Cybersecurity & Privacy

Chrome V8 zero-day is under active attack. Update now

Google rushed an emergency patch for CVE-2026-11645, a Chrome V8 flaw already being exploited in the wild. Here is what it is and what to do.

Google has pushed an emergency update for Chrome after attackers started exploiting a flaw in V8, the engine that runs JavaScript and WebAssembly inside the browser. The bug, tracked as CVE-2026-11645, carries a CVSS score of 8.8 and was being used in real attacks before the fix landed on 9 June.

V8 is the part of Chrome that turns the code on a web page into instructions your computer actually runs. An out-of-bounds memory access in that engine accouna malicious page can read or write memory it should never touch. In practice, that is the kind of bug that lets a booby-trapped website run code on your machine just because you visited it. No download, no click on a dodgy attachment, just a page load.

Who is affected

Everyone running Chrome on desktop, and by extension anyone on a Chromium-based browser such as Edge, Brave, Opera or Vivaldi. The underlying engine is shared, so those browsers ship their own patches shortly after Google. If you use any of them, this matters to you.
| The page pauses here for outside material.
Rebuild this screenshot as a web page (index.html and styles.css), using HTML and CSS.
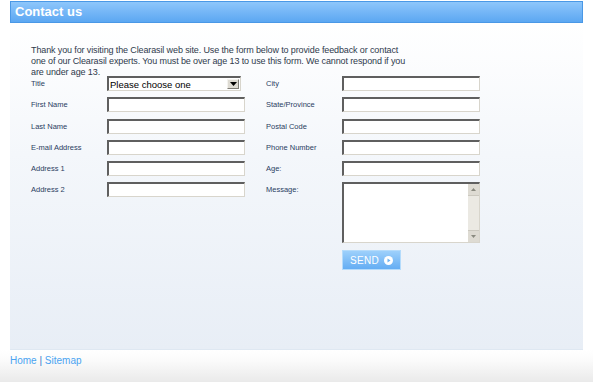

Google has confirmed the flaw is being exploited in the wild but, as it usually does for zero-days, has held back the technical detail until most users have updated. That is standard practice and a sensible one. The gap between a patch shipping and people actually installing it is exactly the window attackers race to exploit.

What to do

Open Chrome, go to the menu, then Help, then About Google Chrome. The browser checks for updates automatically and will start downloading the fix. The important step is the one people skip: click Relaunch. Until you restart the browser, the patch is downloaded but not actually applied, and you are still exposed. Do the same for Edge, Brave or whichever Chromium browser you use.

If you manage devices for an organisation, push the update through your management console rather than trusting every user to relaunch on their own. Zero-days like this one tend to get reverse-engineered within days of the patch going public, so the safe assumption is that exploitation will get worse, not better, over the next week.

This is not a reason to panic, but it is a five-minute job worth doing today. Browser zero-days are among the most valuable bugs attackers have, precisely because the browser is the one piece of software almost everyone runs and almost nobody patches on time.